Vanessa se debruçou sobre o tema da soberania cognitiva em um estudo elaborado ao longo de 2025 com dados da Talk Inc. e com entrevistas com 20 especialistas de campos variados. A pesquisa analisou como a IA pode impactar comportamentos, emoções e estruturas sociais.
“A primeira coisa que as pessoas perguntam quando falamos sobre soberania cognitiva é ‘então vamos ficar mais burros?’. Sim, existe esse potencial”, admite ela. “E a verdade é que já sabemos que a nossa saúde mental e o nosso pensamento estão prejudicados.
Estudos apontam que nossa capacidade de pensamento crítico e de aprender vem diminuindo nos últimos 20 anos, por conta da hiperconectividade. “Estar sempre ligado já fez com que a nossa capacidade de aprendizado e de memória a longo prazo fosse prejudicada.”

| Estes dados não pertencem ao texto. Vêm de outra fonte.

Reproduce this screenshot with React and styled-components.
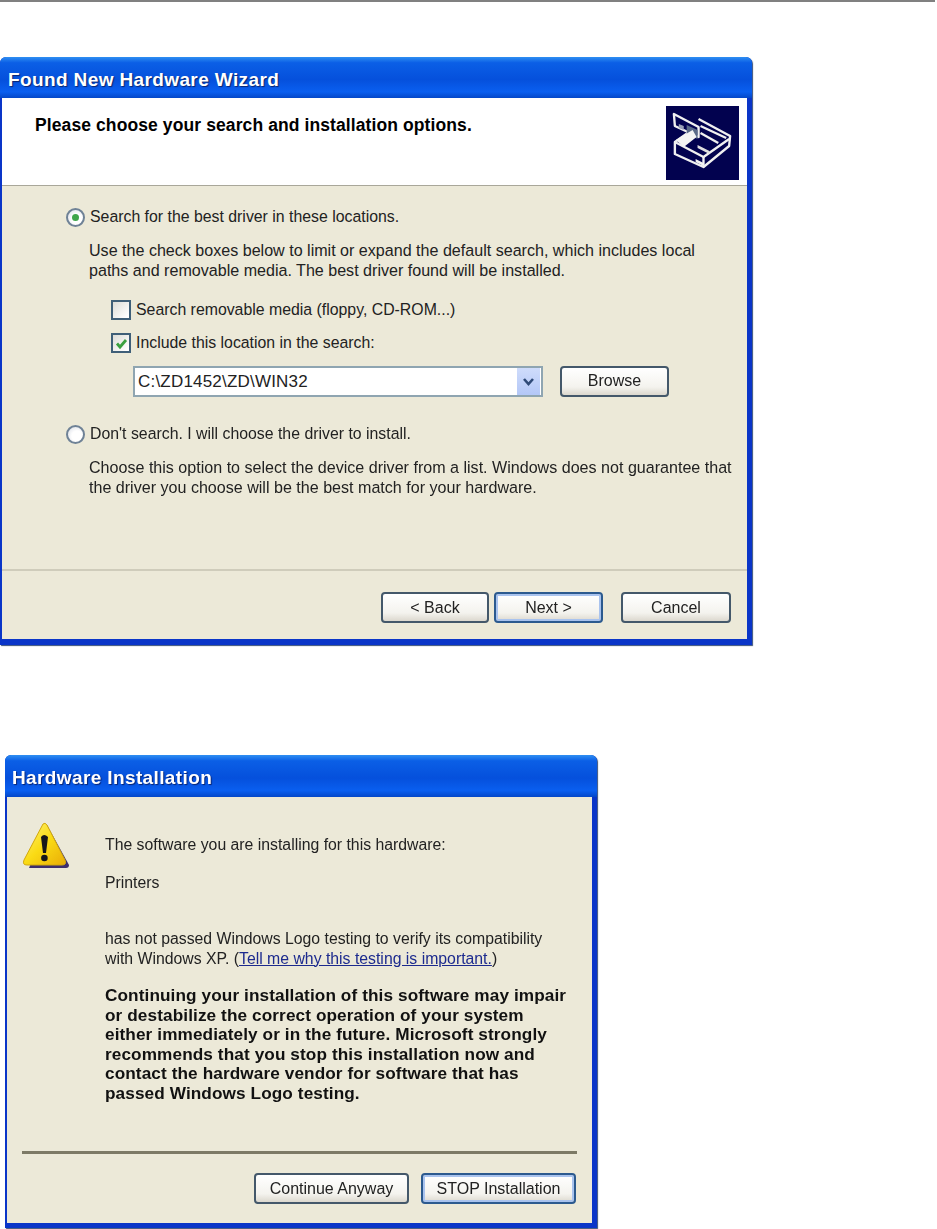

O paradoxo é que, ao mesmo tempo em que admitem que estão com mais preguiça de pensar, que já se sentem mais dependentes da inteligência artificial, as pessoas se sentem mais inteligentes, mais criativas, mais produtivas.
Segundo Vanessa, não é o caso de nos sentirmos culpados por isso, e sim de nos perguntarmos como reconstruir nossa reserva cognitiva e preservar o espaço do aprendizado e da imaginação.
Para isso, precisamos de espaço. Literalmente. Espaço para desligar das tarefas e permitir que o cérebro faça conexões sinápticas que acabam gerando boas ideias.
“A realidade se perdeu, se emaranhou. As camadas do que é informação, o que é opinião, o que é simulação, elas se emaranharam. Já é tecnicamente quase impossível discernir o que é real e o que não é”, apontou Vanessa. Para ela, este é o momento de “colocar tudo no chão e começar a reconstruir”.
“Temos que começar a repensar, mas repensar num momento diferente. É um espelho negro, que não necessariamente vai refletir a nossa imagem, e isso vai assustar muito. Mas acredito que, no final das contas, vai ser divertido”, finalizou.